A URL is not just a string in the browser address bar; it is a structure of scheme, host, path, query and fragment, and each part produces different tracking outcomes. Which part reaches the server, which parameter the browser strips, whether a CNAME subdomain actually guarantees first-party context, how the sandbox iframe hides the real URL: this article goes through each in turn, with field evidence.

URL Anatomy

https://shop.example.com/products/widget?utm_source=newsletter&gclid=abc#size-l
└─┬─┘   └──────┬───────┘└─────┬─────┘└──────────────┬───────────┘└──┬──┘
  │            │              │                     │                │
scheme       host           path                 query           fragment

Part	Role in Tracking
`scheme`	`https` mandatory (cookie `Secure` flag, ITP compliance, HTTP/2 multiplexing)
`host`	Determines eTLD+1, the basis of cookie scope and first-party context
`path`	Gateway endpoint identity, routing decision
`query`	The attribution backbone: UTMs, click IDs, custom parameters
`fragment`	Never reaches the server. Hash-only SPA navigation loses every server-side pageview

Origin: the scheme + host + port triple defines the “origin” that anchors browser security. Same-origin policy, CORS, postMessage targetOrigin checks, cookie scope, Content Security Policy rules: all of them work off this triple.

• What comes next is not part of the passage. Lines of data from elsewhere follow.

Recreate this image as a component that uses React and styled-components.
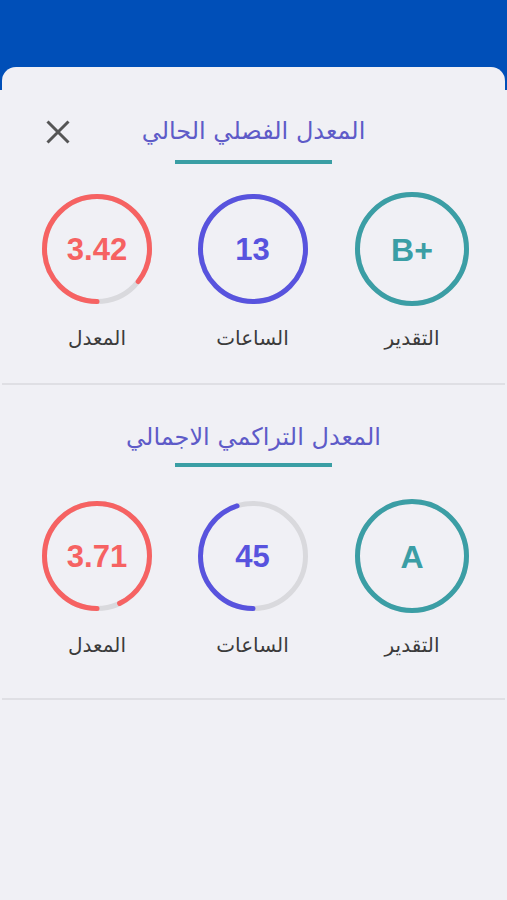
import React from "react";
import styled, { createGlobalStyle } from "styled-components";

const Global = createGlobalStyle`
  html, body { margin: 0; padding: 0; }
  body {
    background: #f0f0f5;
    font-family: "DejaVu Sans", "Noto Sans", sans-serif;
  }
`;

const Page = styled.div`
  min-height: 900px;
  background: linear-gradient(#004fb8 0, #004fb8 90px, #f0f0f5 90px);
`;

const Header = styled.div`
  height: 67px;
`;

const Card = styled.div`
  margin: 0 2px;
  min-height: 833px;
  background: #f0f0f5;
  border-radius: 14px 14px 0 0;
`;

const Section = styled.section`
  padding-top: ${(p) => p.$top}px;
  padding-bottom: ${(p) => p.$bottom}px;
  border-bottom: 2px solid #dfdfe4;
`;

const TitleRow = styled.div`
  display: grid;
  grid-template-columns: 1fr auto 1fr;
  align-items: center;
  height: 30px;
`;

const CloseButton = styled.button`
  justify-self: start;
  margin-left: 42px;
  margin-top: 2px;
  width: 28px;
  height: 28px;
  padding: 0;
  border: 0;
  background: transparent;
  display: flex;
  align-items: center;
  justify-content: center;
  cursor: pointer;
`;

const Title = styled.h2`
  grid-column: 2;
  margin: 0;
  direction: rtl;
  font-family: "DejaVu Sans", sans-serif;
  font-weight: normal;
  font-size: 24px;
  line-height: 30px;
  color: #5e5bc8;
  white-space: nowrap;
`;

const Underline = styled.div`
  width: 157px;
  height: 4px;
  margin: ${(p) => p.$gap}px auto 0;
  background: #3a9ea4;
`;

const StatsRow = styled.div`
  display: flex;
  justify-content: space-between;
  align-items: flex-start;
  padding: 0 36px 0 38px;
  margin-top: ${(p) => p.$gap}px;
`;

const Stat = styled.div`
  display: flex;
  flex-direction: column;
  align-items: center;
  width: 114px;
  margin-right: ${(p) => p.$shift || 0}px;
`;

const Ring = styled.div`
  position: relative;
  width: 114px;
  height: 114px;
  display: flex;
  align-items: center;
  justify-content: center;
  svg {
    position: absolute;
    left: 50%;
    top: 50%;
    transform: translate(-50%, -50%);
  }
`;

const Value = styled.span`
  position: relative;
  font-family: "Liberation Sans", Arial, sans-serif;
  font-weight: bold;
  font-size: ${(p) => p.$fs}px;
  color: ${(p) => p.$color};
  margin-top: 2px;
`;

const Label = styled.div`
  margin-top: 20px;
  height: 24px;
  direction: rtl;
  font-family: "DejaVu Sans", sans-serif;
  font-size: 20px;
  line-height: 24px;
  color: #3b3b3b;
  white-space: nowrap;
`;

function Progress({ size, stroke, color, value }) {
  const r = (size - stroke) / 2;
  const c = 2 * Math.PI * r;
  const full = value >= 1;
  return (
    <svg width={size} height={size} viewBox={`0 0 ${size} ${size}`}>
      <circle cx={size / 2} cy={size / 2} r={r} fill="none" stroke="#d9d9dd" strokeWidth={stroke} />
      <circle
        cx={size / 2}
        cy={size / 2}
        r={r}
        fill="none"
        stroke={color}
        strokeWidth={stroke}
        strokeLinecap={full ? "butt" : "round"}
        strokeDasharray={full ? undefined : `${c * value} ${c}`}
        transform={`rotate(90 ${size / 2} ${size / 2})`}
      />
    </svg>
  );
}

function StatItem({ size, color, value, text, fs, label, shift }) {
  return (
    <Stat $shift={shift}>
      <Ring>
        <Progress size={size} stroke={5} color={color} value={value} />
        <Value $color={color} $fs={fs}>{text}</Value>
      </Ring>
      <Label>{label}</Label>
    </Stat>
  );
}

const RED = "#f66262";
const BLUE = "#5853de";
const TEAL = "#3b9ea5";

function StatsSection({ title, top, bottom, gap, rowGap, gpa, gpaVal, hours, hoursVal, grade, withClose }) {
  return (
    <Section $top={top} $bottom={bottom}>
      <TitleRow>
        {withClose && (
          <CloseButton aria-label="close">
            <svg width="24" height="24" viewBox="0 0 24 24">
              <path d="M1.5 1.5 L22.5 22.5 M22.5 1.5 L1.5 22.5" stroke="#555" strokeWidth="3" />
            </svg>
          </CloseButton>
        )}
        <Title>{title}</Title>
      </TitleRow>
      <Underline $gap={gap} />
      <StatsRow $gap={rowGap}>
        <StatItem size={110} color={RED} value={gpaVal} text={gpa} fs={31} label="المعدل" />
        <StatItem size={110} color={BLUE} value={hoursVal} text={hours} fs={31} label="الساعات" shift={4} />
        <StatItem size={114} color={TEAL} value={1} text={grade} fs={32} label="التقدير" />
      </StatsRow>
    </Section>
  );
}

export default function App() {
  return (
    <Page>
      <Global />
      <Header />
      <Card>
        <StatsSection
          withClose
          title="المعدل الفصلي الحالي"
          top={49}
          bottom={33}
          gap={14}
          rowGap={28}
          gpa="3.42"
          gpaVal={3.42 / 4}
          hours="13"
          hoursVal={1}
          grade="B+"
        />
        <StatsSection
          title="المعدل التراكمي الاجمالي"
          top={37}
          bottom={41}
          gap={11}
          rowGap={32}
          gpa="3.71"
          gpaVal={3.71 / 4}
          hours="45"
          hoursVal={0.45}
          grade="A"
        />
      </Card>
    </Page>
  );
}
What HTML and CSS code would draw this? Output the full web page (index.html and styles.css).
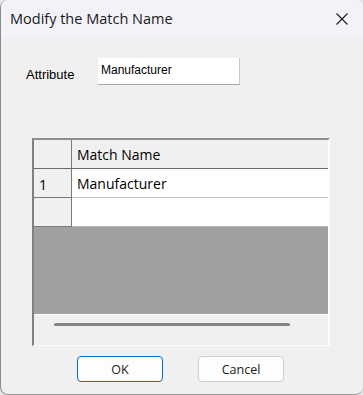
FILE: index.html
```html
<!DOCTYPE html>
<html lang="en">
<head>
    <meta charset="UTF-8">
    <title>Modify the Match Name</title>
    <link rel="stylesheet" href="styles.css">
</head>
<body>
    <div class="dialog">
        <div class="titlebar">
            <span class="title">Modify the Match Name</span>
            <svg class="close" width="12" height="12" viewBox="0 0 12 12">
                <path d="M0.5 0.5 L11.5 11.5 M11.5 0.5 L0.5 11.5" stroke="#1a1a1a" stroke-width="1.1" fill="none"/>
            </svg>
        </div>

        <div class="content">
            <!-- attribute field -->
            <div class="field">
                <label class="field-label" for="attr">Attribute</label>
                <div class="field-input" id="attr">Manufacturer</div>
            </div>

            <!-- match name grid -->
            <div class="grid">
                <div class="row head">
                    <div class="rowhead"></div>
                    <div class="cell">Match Name</div>
                </div>
                <div class="row">
                    <div class="rowhead">1</div>
                    <div class="cell">Manufacturer</div>
                </div>
                <div class="row last">
                    <div class="rowhead"></div>
                    <div class="cell"></div>
                </div>
                <div class="empty"></div>
                <div class="hscroll"><div class="thumb"></div></div>
            </div>

            <div class="buttons">
                <button class="btn default">OK</button>
                <button class="btn">Cancel</button>
            </div>
        </div>
    </div>
</body>
</html>
```

FILE: styles.css
```css
html, body { margin: 0; padding: 0; }
body { background: #e6e6e6; font-family: "Open Sans", "Noto Sans", sans-serif; width: 363px; height: 395px; overflow: hidden; }

.dialog { box-sizing: border-box; width: 363px; height: 395px; background: #f0f0f0; border-left: 1px solid #8a8a8a; border-bottom: 1px solid #9a9a9a; border-radius: 8px; overflow: hidden; display: flex; flex-direction: column; }

.titlebar { height: 38px; flex: none; background: #f3f2f8; display: flex; align-items: center; justify-content: space-between; padding: 0 15px 0 9px; }
.title { font-size: 14.5px; color: #1a1a1a; margin-top: -2px; }
.close { display: block; margin-top: -1px; }

.content { flex: 1; display: flex; flex-direction: column; }

.field { display: flex; align-items: center; margin-top: 20px; padding-left: 25px; height: 27px; }
.field-label { width: 72px; font-family: "Liberation Sans", Arial, sans-serif; font-size: 13px; color: #000; padding-top: 5px; }
.field-input { box-sizing: border-box; width: 142px; height: 27px; background: #fff; border-right: 1px solid #c8c8c8; border-bottom: 1px solid #a8a8a8; font-family: "Liberation Sans", Arial, sans-serif; font-size: 12px; padding: 5px 0 0 3px; color: #000; }

.grid { box-sizing: border-box; margin: 53px 0 0 31px; width: 298px; height: 208px; border-top: 2px solid #8e8e8e; border-left: 2px solid #808080; border-right: 2px solid #fbfbfb; border-bottom: 1px solid #fbfbfb; display: flex; flex-direction: column; background: #fff; }
.row { display: flex; height: 29px; flex: none; }
.rowhead { box-sizing: border-box; width: 38px; background: #f0f0f0; border-right: 1px solid #7a7a7a; border-bottom: 1px solid #7a7a7a; font-size: 14px; padding: 6px 0 0 5px; color: #000; }
.cell { box-sizing: border-box; flex: 1; border-bottom: 1px solid #c4c4c4; font-size: 14px; padding: 5px 0 0 5px; color: #000; }
.head .rowhead, .head .cell { background: #f0f0f0; border-bottom-color: #6b6b6b; }
.last .cell { border-bottom-color: #b8b8b8; }
.empty { flex: 1; background: #a0a0a0; }
.hscroll { box-sizing: border-box; height: 31px; flex: none; background: #f0f0f0; border-top: 1px solid #fafafa; padding: 8px 0 0 20px; }
.thumb { width: 236px; height: 3px; border-radius: 2px; background: #868686; }

.buttons { display: flex; gap: 35px; padding-left: 76px; margin-top: 10px; }
.btn { box-sizing: border-box; width: 86px; height: 26px; background: #fdfdfd; border: 1px solid #d0d0d0; border-radius: 4px; font-family: "Open Sans", "Noto Sans", sans-serif; font-size: 12.5px; color: #1a1a1a; padding: 0; }
.btn.default { border-color: #0f6cbd; }
```
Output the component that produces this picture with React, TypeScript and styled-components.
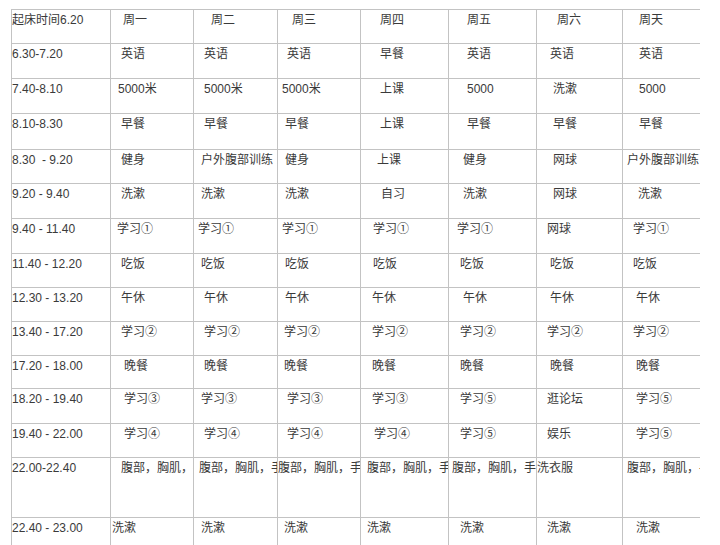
import React from "react";
import styled, { createGlobalStyle } from "styled-components";

const GlobalStyle = createGlobalStyle`
  html, body { margin: 0; padding: 0; background: #ffffff; }
  body { font-family: "Liberation Sans", "Noto Sans CJK SC", sans-serif; }
  * { box-sizing: border-box; }
`;

const COLS = [99, 83, 84, 83, 88, 88, 86, 100];
const ROWS = [34, 35, 35, 36, 34, 35, 35, 34, 34, 34, 33, 35, 34, 60, 40];

const Viewport = styled.div`
  width: 700px;
  height: 545px;
  overflow: hidden;
  padding: 9px 0 0 11px;
  background: #ffffff;
`;

const Sheet = styled.div`
  display: grid;
  grid-template-columns: ${COLS.map((w) => `${w}px`).join(" ")};
  grid-template-rows: ${ROWS.map((h) => `${h}px`).join(" ")};
  width: max-content;
  border-top: 1px solid #c3c3c3;
  border-left: 1px solid #c3c3c3;
`;

const Cell = styled.div<{ $indent: number }>`
  border-right: 1px solid #c3c3c3;
  border-bottom: 1px solid #c3c3c3;
  padding: 2px 0 0 ${(p) => Math.max(0, p.$indent - 1)}px;
  font-size: 12px;
  line-height: 17px;
  color: #3a3a3a;
  white-space: pre;
  overflow: hidden;
`;

type C = [string, number];

const DATA: C[][] = [
  [["起床时间6.20", 1], ["周一", 13], ["周二", 18], ["周三", 15], ["周四", 20], ["周五", 19], ["周六", 21], ["周天", 17]],
  [["6.30-7.20", 1], ["英语", 11], ["英语", 11], ["英语", 10], ["早餐", 20], ["英语", 19], ["英语", 14], ["英语", 17]],
  [["7.40-8.10", 1], ["5000米", 8], ["5000米", 11], ["5000米", 5], ["上课", 20], ["5000", 19], ["洗漱", 17], ["5000", 17]],
  [["8.10-8.30", 1], ["早餐", 11], ["早餐", 11], ["早餐", 8], ["上课", 20], ["早餐", 19], ["早餐", 17], ["早餐", 17]],
  [["8.30  - 9.20", 1], ["健身", 11], ["户外腹部训练", 8], ["健身", 8], ["上课", 17], ["健身", 15], ["网球", 17], ["户外腹部训练", 5]],
  [["9.20 - 9.40", 1], ["洗漱", 11], ["洗漱", 8], ["洗漱", 8], ["自习", 21], ["洗漱", 15], ["网球", 17], ["洗漱", 16]],
  [["9.40 - 11.40", 1], ["学习①", 7], ["学习①", 5], ["学习①", 5], ["学习①", 13], ["学习①", 9], ["网球", 11], ["学习①", 11]],
  [["11.40 - 12.20", 1], ["吃饭", 11], ["吃饭", 8], ["吃饭", 8], ["吃饭", 13], ["吃饭", 12], ["吃饭", 14], ["吃饭", 11]],
  [["12.30 - 13.20", 1], ["午休", 11], ["午休", 11], ["午休", 8], ["午休", 12], ["午休", 15], ["午休", 14], ["午休", 14]],
  [["13.40 - 17.20", 1], ["学习②", 11], ["学习②", 11], ["学习②", 7], ["学习②", 12], ["学习②", 12], ["学习②", 11], ["学习②", 11]],
  [["17.20 - 18.00", 1], ["晚餐", 14], ["晚餐", 11], ["晚餐", 7], ["晚餐", 12], ["晚餐", 12], ["晚餐", 14], ["晚餐", 14]],
  [["18.20 - 19.40", 1], ["学习③", 14], ["学习③", 8], ["学习③", 10], ["学习③", 12], ["学习⑤", 12], ["逛论坛", 11], ["学习⑤", 14]],
  [["19.40 - 22.00", 1], ["学习④", 14], ["学习④", 11], ["学习④", 10], ["学习④", 14], ["学习⑤", 12], ["娱乐", 11], ["学习⑤", 14]],
  [["22.00-22.40", 1], ["腹部，胸肌，手臂", 11], ["腹部，胸肌，手臂", 6], ["腹部，胸肌，手臂", 1], ["腹部，胸肌，手臂", 7], ["腹部，胸肌，手臂", 4], ["洗衣服", 0], ["腹部，胸肌，手臂", 5]],
  [["22.40 - 23.00", 1], ["洗漱", 2], ["洗漱", 8], ["洗漱", 7], ["洗漱", 7], ["洗漱", 12], ["洗漱", 11], ["洗漱", 14]],
];

export default function App() {
  return (
    <>
      <GlobalStyle />
      <Viewport>
        <Sheet>
          {DATA.map((row, r) =>
            row.map(([text, indent], c) => (
              <Cell key={`${r}-${c}`} $indent={indent}>
                {text}
              </Cell>
            ))
          )}
        </Sheet>
      </Viewport>
    </>
  );
}
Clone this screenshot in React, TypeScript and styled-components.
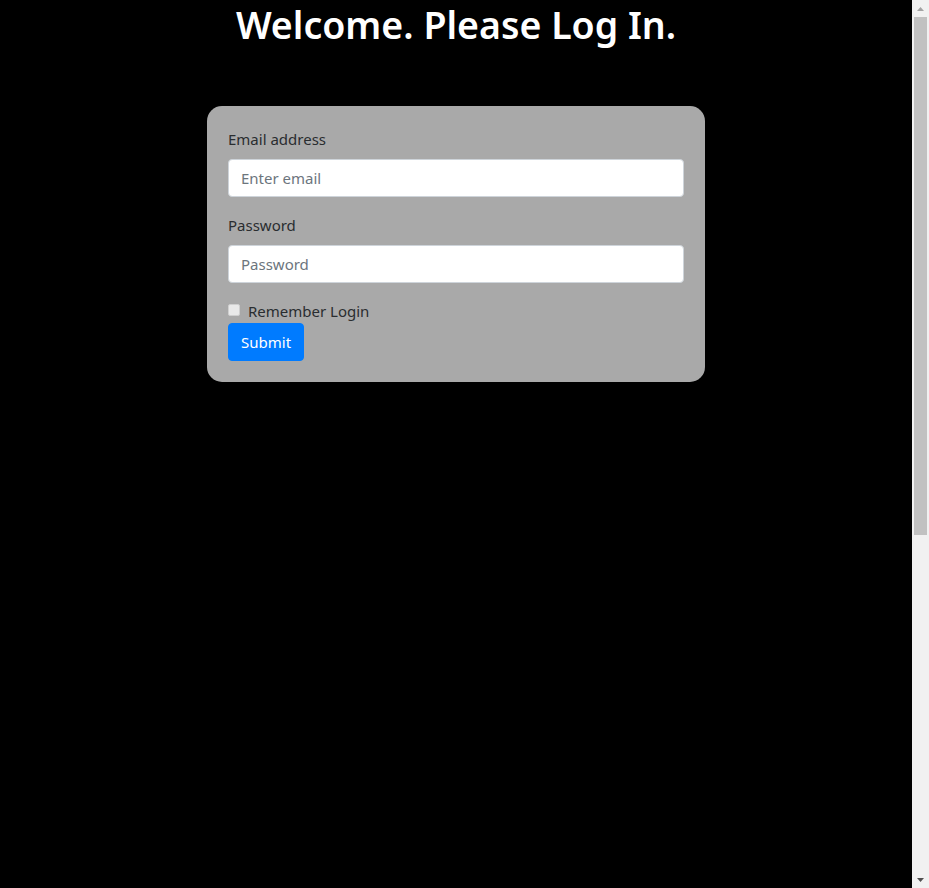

Query String: The Attribution Backbone and the Leakage Surface

The query string is the richest tracking surface and the most fragile one. Every platform expects a different parameter set, every browser strips a different list, and personal data leaks usually happen through query.

Standard Parameters

UTM standard: utm_source, utm_medium, utm_campaign, utm_content, utm_term. GA4 source/medium resolution depends entirely on these.
Platform click IDs: gclid (Google Ads), wbraid/gbraid (Google iOS app, transitional parameters¹), fbclid (Meta), ttclid (TikTok), msclkid (Microsoft), dclid (DoubleClick), yclid (Yahoo).
Consent Mode v2 signals: values like gcs=G100 and gcs=G111 carry the consent state to the server, and the server-side container uses them to control tag firing. If consent never reaches the server you risk legal exposure and platform-side penalties (Google: targeting degradation; Meta CAPI: deduplication failures).

Encoding Pitfalls

Different platforms encode non-ASCII characters differently. GA4 expects UTF-8 raw, some conversion API endpoints expect percent-encoded UTF-8, email platforms can double-encode when their templates pass through several systems. Practical rule: keep UTM values ASCII and lowercase, and put the human-readable campaign title in a separate field.

%20 and + are different space encodings. & or = inside a campaign name will break the query string parser unless encoded. Double encoding (%2520) is usually a copy-paste artifact, and it is the most common breakage in hand-built link templates.

PII Leakage

When ?email=user@example.com, ?phone=..., ?order_id=... end up in URLs, they can leak into:

Browser history
Same-origin server access logs
CDN edge logs
Error tracking services (Sentry and others)
The GA4 page_location dimension
Third-party scripts running on the page (heatmaps, embedded ads)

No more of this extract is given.